Jolson, Judy, and Jewish memory

Judaism, Fall, 2001 by Irving Saposnik

In the unsung verse to "Over the Rainbow," suggested by Dorothy's final spoken words, Harburg establishes the nature of her "trouble":

When all the world is a hopeless jumble

And the raindrops tumble all around

Heaven opens a magic lane.

When all the clouds darken up the skyway

There's a rainbow highway to be found,

Leading from your window pane

To a place behind the sun

Just a step beyond the rain. (28)

Dorothy is "troubled" because she longs to be free. As Harburg suggested in a latersong, "Free as the sun is free/That's how it's gotta be/ Whatever is right for bumble bee/ And river and eagle is right for me/ We gotta be free/ The eagle and me." (29) While the setting is a farm in Kansas, it could as well be a pasture in Eastern Europe, with Dorothy singing about her longing to leave the shtetl behind. Or a city-bound Dorothy sitting on her fire escape, watching the world through the elevated tracks as the subway train rattles past her window. Alone with her dreams, the orphaned Dorothy remembers a lullaby she heard as a child, and its hopefulness:

Somewhere over the rainbow

Way up high,

There's a land that I heard of

Once in a lullaby.

Somewhere over the rainbow

Skies are blue,

And the dreams that you dare to dream

Really do come true.

Harburg's Dorothy is Kansas bred but Kasrilevke born. When Harburg and Arlen enter the picture, The Wizard of Oz is no longer Baum's territory; their words and music add Jewish longing to the American landscape. And, in time, as Dorothy's song becomes Judy's song, the longing becomes more intense. "Over the Rainbow" begins to sound more and more like "Eyli, Eyli." (30)

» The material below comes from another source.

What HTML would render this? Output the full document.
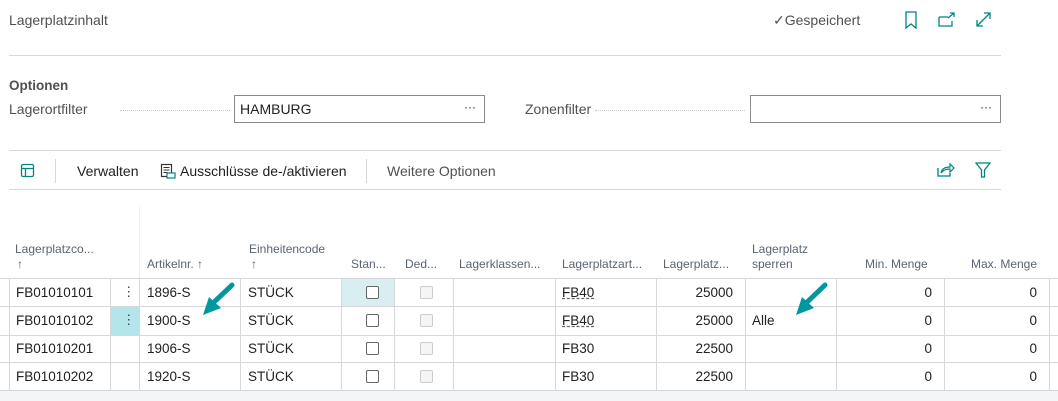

Harburg and Arlen, in fact, wrote" Over the Rainbow" with an "Eyli, Eyli" effect. Even as Dorothy dreams of a place where dreams may come true, the song emphasizes her physical limitations, her inability to transcend her reality:

Some day I'll wish upon a star

And wake up where the clouds are far behind me,

Where troubles melt like lemon drops

Away above the chimney tops,

That's where you'll find me.

Some time in the future perhaps her troubles may melt away, but not now; someday she may no longer be earthbound. Like young Itzik Manger smothered by mother love ("Oifen Veg Shteyt a Boym"), Dorothy is unable to fly away from her earthly self. Wanting to be free like a bird and soar, she can only spread her imaginary wings:

Somewhere over the rainbow

Blue birds fly,

Why then, oh why, can't I?

If happy little blue birds fly

Beyond the rainbow,

Why oh why can't I?

1939

By 1939, the film pioneers, who had forged empires out of fragments of dreams, had reached the peak of their powers. For over two decades, they had been creating an industry that, film by film, would offer an idealized version of their adopted country.... America had given them material success, and now they felt compelled to pay tribute to it. ... (31)

1939 was a good year for movies--Gunga Din, Stagecoach, Wuthering Heights, Goodbye, Mr. Chips, The Women, Babes in Arms; Ninotchka, Destry Rides Again, Gone With The Wind, and of course, The Wizard of Oz The moguls had come to the Golden Land at the turn of the century, and by 1939 had achieved a Golden Year in movie history. Never again would the results of their hard-won transformation be as successful. For Mayer especially it was a notable year, since several of the now-classic films were produced by the studio that he built into an empire.